REQUIREMENT - Write out each line in which the string "index" is present.

GIVEN MATERIAL -
──────────────────────────────

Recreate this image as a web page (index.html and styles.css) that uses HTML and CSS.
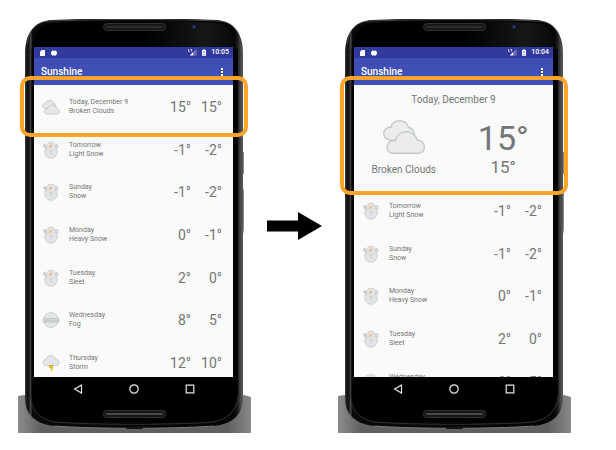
FILE: index.html
```html
<!DOCTYPE html>
<html lang="en">
<head>
<meta charset="utf-8">
<meta name="viewport" content="width=device-width, initial-scale=1">
<title>Sunshine</title>
<link rel="stylesheet" href="styles.css">
</head>
<body>
<svg class="sprite" aria-hidden="true">
  <defs>
    <linearGradient id="rim" x1="0" x2="1" y1="0" y2="0">
      <stop offset="0" stop-color="#3c3c3c"/>
      <stop offset=".01" stop-color="#111"/>
      <stop offset=".02" stop-color="#1c1c1c"/>
      <stop offset=".026" stop-color="#4a4a4a"/>
      <stop offset=".034" stop-color="#0a0a0a"/>
      <stop offset=".96" stop-color="#050505"/>
      <stop offset=".975" stop-color="#1a1a1a"/>
      <stop offset=".988" stop-color="#444"/>
      <stop offset="1" stop-color="#5c5c5c"/>
    </linearGradient>
    <linearGradient id="glass" x1="0" x2="1" y1="0" y2="0">
      <stop offset="0" stop-color="#000"/>
      <stop offset=".55" stop-color="#000"/>
      <stop offset=".85" stop-color="#171717"/>
      <stop offset="1" stop-color="#080808"/>
    </linearGradient>
    <linearGradient id="stand" x1="0" x2="1" y1="0" y2="0">
      <stop offset="0" stop-color="#8c8c8c"/>
      <stop offset=".1" stop-color="#606060"/>
      <stop offset=".9" stop-color="#606060"/>
      <stop offset="1" stop-color="#898989"/>
    </linearGradient>
    <linearGradient id="key" x1="0" x2="1" y1="0" y2="0">
      <stop offset="0" stop-color="#333"/>
      <stop offset="1" stop-color="#999"/>
    </linearGradient>
  </defs>
  <symbol id="chrome" viewBox="0 0 233 414" preserveAspectRatio="none">
    <path fill="url(#stand)" d="M0 377l7-1h219l7 2v36H0z"/>
    <path fill="url(#key)" d="M223 133h3v22h-3zM223 168h2l1 4v38l-1 6h-2z"/>
    <path fill="url(#rim)" d="M7 34C7 14 17 2 34 1C80-1 154-1 198 1C215 2 225 14 225 34V379C225 397 213 405 196 407C160 410 72 410 36 407C19 405 7 397 7 379z"/>
    <path fill="none" stroke="#444" stroke-width="1" d="M9 25C11 9 20 2 34 2C80 0 154 0 198 2C212 2 221 9 223 25"/>
    <path fill="url(#glass)" d="M14 30C15 13 23 5 37 4C80 2 154 2 196 4C210 5 217 14 218 30z"/>
    <path fill="#000" d="M13 30h207v347C219 392 209 401 194 403C160 406 72 406 38 403C23 401 13 392 13 377z"/>
    <path fill="none" stroke="#333" stroke-width="1" d="M13 30V377C13 392 23 401 38 403C72 406 160 406 194 403C209 401 219 392 220 377"/>
    <path fill="none" stroke="#7b7b7b" d="M36 407C76 410 156 410 196 407"/>
    <path fill="#161616" d="M106 408h21l-3 2h-15z"/>
    <rect x="85.500" y="4.500" width="62" height="7" rx="3.500" fill="#171717" stroke="#303030"/>
    <rect x="88" y="7" width="57" height="2" rx="1" fill="#2c2c2c"/>
    <rect x="85.500" y="391.500" width="62" height="7" rx="3" fill="#171717" stroke="#303030"/>
    <rect x="88" y="394" width="57" height="2" rx="1" fill="#484848"/>
    <circle cx="176" cy="8" r="2.200" fill="#1c2247"/>
    <circle cx="176" cy="8" r="1" fill="#354284"/>
  </symbol>
  <symbol id="clouds" viewBox="0 0 42 34">
    <g fill="#ececec" stroke="#c4cacd" stroke-width="1.400">
      <path d="M7 20C2 19 .7 15.500.7 13.500C.7 10 3.500 7 8 7C9 3 12 .7 16.500.7C21 .7 24.500 3.500 25.500 7.500C29 8 31.500 11 31.500 14C31.500 18 28 20.500 25 20.500z"/>
      <path d="M10 33.300C6 33.300 4 30 4 27C4 23.500 7 20.500 10.500 20.500C12 20.500 12 20.500 12.500 20.500C13.500 15 18 11.800 23.500 11.800C29 11.800 33 15.500 34 20C38 20 41.300 23 41.300 27C41.300 30.500 39 33.300 35 33.300z"/>
    </g>
  </symbol>
  <symbol id="clouds-small" viewBox="0 0 18 18">
    <g fill="#e6e6e6" stroke="#c3c8ca" stroke-width=".9">
      <path d="M3 10.500C1.300 10.300.7 9 .7 7.800C.7 6.500 1.800 5.300 3.500 5.300C4.200 3.300 5.800 2.300 7.500 2.300C9.500 2.300 11 3.500 11.500 5.300C13 5.500 14 6.800 14 8C14 9.500 12.800 10.500 11.500 10.500z"/>
      <path d="M5 16C3.300 16 2.400 14.800 2.400 13.400C2.400 12 3.500 10.800 5.300 10.800C6 8.500 8 7 10.200 7C12.500 7 14 8.500 14.500 10.500C16.200 10.500 17.500 11.800 17.500 13.400C17.500 14.800 16.500 16 15 16z"/>
    </g>
  </symbol>
  <symbol id="snowman" viewBox="0 0 18 18">
    <path d="M4.500 8L2.300 5.500M.8 4.700L4.500 5.200M2.700 3.200L3.200 6M13 5l2-1.800M13.500 7.500l2-1v-2.500" fill="none" stroke="#c2c9cc" stroke-width="1.300"/>
    <circle cx="9" cy="11" r="6.300" fill="#e2e3e3" stroke="#c9cdce" stroke-width=".8"/>
    <circle cx="9" cy="5.700" r="4.600" fill="#e2e3e3" stroke="#c9cdce" stroke-width=".8"/>
    <path d="M5.500 7h7v3h-7z" fill="#e2e3e3"/>
    <path d="M9.200 4L7.200 6.600l2.400-1.600z" fill="#f5a33a" stroke="#f5a33a" stroke-width=".6"/>
    <circle cx="9" cy="9.600" r=".6" fill="#b3b9bb"/>
    <circle cx="9" cy="12.400" r=".6" fill="#b3b9bb"/>
  </symbol>
  <symbol id="fog" viewBox="0 0 18 18">
    <circle cx="9" cy="9" r="7.500" fill="#e4e5e5" stroke="#c6cacb" stroke-width=".8"/>
    <rect x=".5" y="7" width="17" height="4.500" rx="1.500" fill="#d0d5d7"/>
    <path d="M1 7.500h15M2 9.300h15M1.500 11.200h14" fill="none" stroke="#c0c7ca" stroke-width=".7"/>
  </symbol>
  <symbol id="storm" viewBox="0 0 18 18">
    <path d="M7 10h4l-.8 3h1.300L9 18L8.800 14H7z" fill="#e5c100"/>
    <path d="M4 11.500C1.800 11.500.9 10 .9 8.500C.9 6.500 2.500 5.500 3.800 5.500C4.500 3 6.500 1.500 9 1.500C11.500 1.500 13.500 3 14.100 5.300C16 5.500 17.200 7 17.200 8.600C17.200 10.500 15.800 11.500 14.200 11.500z" fill="#e5e6e6" stroke="#c3c8ca" stroke-width=".8"/>
    <path d="M7 11h4v1.500H7z" fill="#c9a92d"/>
  </symbol>
  <symbol id="card" viewBox="0 0 6 7"><path fill="#fff" d="M2 0h4v7H0V2z"/></symbol>
  <symbol id="droid" viewBox="0 0 7 7"><path fill="#fff" d="M1 .500h1l.5.500h2L5 .500h1v1l1 .700v2.600L6 5.500v1H1v-1L0 4.800V2.200l1-.700z"/></symbol>
  <symbol id="signal" viewBox="0 0 10 8">
    <path fill="#c5c9eb" d="M0 0h1v2h1v1H0zM2.500 0h2v3h-1V1h-1z"/>
    <path fill="#fff" d="M2 7.500L6 3v4.500z"/>
    <path fill="#8188cf" d="M6.500 3L9.500 0v7.500h-3z"/>
    <path fill="#303a9c" d="M7.800 2v4.500h.7V2z"/>
  </symbol>
  <symbol id="battery" viewBox="0 0 5 8">
    <path fill="#fff" d="M1.500 0h2v1H5v7H0V1h1.500z"/>
    <path fill="#303f9f" d="M2 2.500h1v2H2z"/>
    <path fill="#8d95d3" d="M1 5.500h3v1H1z"/>
  </symbol>
  <symbol id="back" viewBox="0 0 10 10"><path fill="none" stroke="#e6e6e6" stroke-width="1.200" d="M8.500 1v8L1.500 5z"/></symbol>
  <symbol id="home" viewBox="0 0 10 10"><circle cx="5" cy="5" r="4.200" fill="none" stroke="#e6e6e6" stroke-width="1.200"/></symbol>
  <symbol id="recent" viewBox="0 0 10 10"><path fill="none" stroke="#e6e6e6" stroke-width="1.200" d="M1.200 1.200h7.600v7.600H1.200z"/></symbol>
</svg>

<main class="stage">
  <section class="device" aria-label="Forecast list">
    <svg class="chrome" aria-hidden="true"><use href="#chrome"/></svg>
    <div class="screen">
      <div class="status">
        <svg class="ic-card"><use href="#card"/></svg>
        <svg class="ic-droid"><use href="#droid"/></svg>
        <svg class="ic-signal"><use href="#signal"/></svg>
        <svg class="ic-battery"><use href="#battery"/></svg>
        <span>10:05</span>
      </div>
      <header class="appbar"><h1>Sunshine</h1><button class="menu" type="button" aria-label="More options"><i></i><i></i><i></i></button></header>
      <div class="content">
        <ul class="days">
          <li><svg class="sky"><use href="#clouds-small"/></svg><p>Today, December 9<br>Broken Clouds</p><b>15°</b><b>15°</b></li>
          <li><svg class="sky"><use href="#snowman"/></svg><p>Tomorrow<br>Light Snow</p><b>-1°</b><b>-2°</b></li>
          <li><svg class="sky"><use href="#snowman"/></svg><p>Sunday<br>Snow</p><b>-1°</b><b>-2°</b></li>
          <li><svg class="sky"><use href="#snowman"/></svg><p>Monday<br>Heavy Snow</p><b>0°</b><b>-1°</b></li>
          <li><svg class="sky"><use href="#snowman"/></svg><p>Tuesday<br>Sleet</p><b>2°</b><b>0°</b></li>
          <li><svg class="sky"><use href="#fog"/></svg><p>Wednesday<br>Fog</p><b>8°</b><b>5°</b></li>
          <li><svg class="sky"><use href="#storm"/></svg><p>Thursday<br>Storm</p><b>12°</b><b>10°</b></li>
        </ul>
      </div>
      <nav class="keys">
        <button type="button" aria-label="Back"><svg><use href="#back"/></svg></button>
        <button type="button" aria-label="Home"><svg><use href="#home"/></svg></button>
        <button type="button" aria-label="Recent apps"><svg><use href="#recent"/></svg></button>
      </nav>
    </div>
    <div class="highlight"></div>
  </section>

  <svg class="arrow" viewBox="0 0 55 28" aria-hidden="true"><path d="M0 8.500h31V0l24 14l-24 14v-8.500H0z"/></svg>

  <section class="device" aria-label="Forecast with today enlarged">
    <svg class="chrome" aria-hidden="true"><use href="#chrome"/></svg>
    <div class="screen">
      <div class="status">
        <svg class="ic-card"><use href="#card"/></svg>
        <svg class="ic-droid"><use href="#droid"/></svg>
        <svg class="ic-signal"><use href="#signal"/></svg>
        <svg class="ic-battery"><use href="#battery"/></svg>
        <span>10:04</span>
      </div>
      <header class="appbar"><h1>Sunshine</h1><button class="menu" type="button" aria-label="More options"><i></i><i></i><i></i></button></header>
      <div class="content">
        <div class="today">
          <h2>Today, December 9</h2>
          <div class="half"><svg class="big-sky"><use href="#clouds"/></svg><span class="label">Broken Clouds</span></div>
          <div class="half"><span class="high">15°</span><span class="low">15°</span></div>
        </div>
        <ul class="days">
          <li><svg class="sky"><use href="#snowman"/></svg><p>Tomorrow<br>Light Snow</p><b>-1°</b><b>-2°</b></li>
          <li><svg class="sky"><use href="#snowman"/></svg><p>Sunday<br>Snow</p><b>-1°</b><b>-2°</b></li>
          <li><svg class="sky"><use href="#snowman"/></svg><p>Monday<br>Heavy Snow</p><b>0°</b><b>-1°</b></li>
          <li><svg class="sky"><use href="#snowman"/></svg><p>Tuesday<br>Sleet</p><b>2°</b><b>0°</b></li>
          <li><svg class="sky"><use href="#fog"/></svg><p>Wednesday<br>Fog</p><b>8°</b><b>5°</b></li>
        </ul>
      </div>
      <nav class="keys">
        <button type="button" aria-label="Back"><svg><use href="#back"/></svg></button>
        <button type="button" aria-label="Home"><svg><use href="#home"/></svg></button>
        <button type="button" aria-label="Recent apps"><svg><use href="#recent"/></svg></button>
      </nav>
    </div>
    <div class="highlight tall"></div>
  </section>
</main>
</body>
</html>
```
FILE: styles.css
```css
* { box-sizing: border-box; margin: 0; padding: 0; }

body {
  background: #fff;
  color: #757575;
  font-family: Roboto, "Liberation Sans", sans-serif;
}

button { border: 0; background: none; font: inherit; }

.sprite { position: absolute; width: 0; height: 0; }

.stage {
  display: grid;
  grid-template-columns: 1fr 87px 1fr;
  align-items: center;
  justify-items: center;
  padding: 19px 45px 16px 18px;
}

.arrow { width: 55px; height: 28px; }

.device {
  position: relative;
  width: 100%;
  padding: 28px 18px 32px 16px;
}

.chrome {
  position: absolute;
  inset: 0;
  width: 100%;
  height: 100%;
}

.screen { position: relative; }

.status {
  display: flex;
  align-items: center;
  gap: 5px;
  height: 11px;
  padding: 0 4px 0 6px;
  background: #303a9c;
  color: #fff;
  font-size: 7px;
  font-weight: 500;
  line-height: 13px;
}

.ic-card { width: 5px; height: 6px; }
.ic-droid { width: 6px; height: 6px; margin-left: 1px; }
.ic-signal { width: 9px; height: 7px; margin-left: auto; }
.ic-battery { width: 4px; height: 7px; }

.appbar {
  display: flex;
  align-items: center;
  justify-content: space-between;
  height: 27px;
  padding: 0 7px;
  background: #3f4fb6;
  color: #fff;
}

.appbar h1 { font-size: 10px; font-weight: 500; line-height: 12px; }

.menu {
  display: flex;
  flex-direction: column;
  align-items: center;
  gap: 1px;
  width: 8px;
}

.menu i { width: 2px; height: 2px; background: #fff; }

.content {
  height: 292px;
  overflow: hidden;
  background: #fafafa;
}

.days {
  display: grid;
  grid-template-rows: repeat(7, 1fr);
  height: 299px;
  padding-top: 1px;
  list-style: none;
}

.days li {
  display: grid;
  grid-template-columns: 18px 1fr 31px 31px;
  align-items: center;
  padding: 0 11px 0 8px;
}

.sky { width: 18px; height: 18px; }

.days p {
  padding-left: 9px;
  font-size: 7px;
  line-height: 9px;
  white-space: nowrap;
}

.days b {
  font-size: 14px;
  font-weight: 400;
  line-height: 18px;
  text-align: right;
}

.today {
  display: grid;
  grid-template-columns: 1fr 1fr;
  grid-template-rows: 14px 1fr;
  height: 104px;
  padding-top: 8px;
}

.today h2 {
  grid-column: 1 / -1;
  font-size: 10px;
  font-weight: 400;
  line-height: 14px;
  text-align: center;
}

.half {
  display: flex;
  flex-direction: column;
  align-items: center;
}

.big-sky { width: 42px; height: 34px; margin: 13px 0 8px; }
.label { font-size: 10px; line-height: 16px; }
.high { margin-top: 12px; font-size: 34px; line-height: 38px; }
.low { font-size: 17px; line-height: 20px; }

.keys {
  display: flex;
  justify-content: center;
  height: 24px;
}

.keys button {
  display: flex;
  align-items: center;
  justify-content: center;
  width: 56px;
}

.keys svg { width: 10px; height: 10px; }

.highlight {
  position: absolute;
  top: 57px;
  left: 2px;
  right: 3px;
  height: 61px;
  border: 4px solid #fca42b;
  border-radius: 10px;
  pointer-events: none;
}

.highlight.tall { height: 119px; }
```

──────────────────────────────

RESULT BELOW -
Recreate this image as a web page (index.html and styles.css) that uses HTML and CSS.
FILE: index.html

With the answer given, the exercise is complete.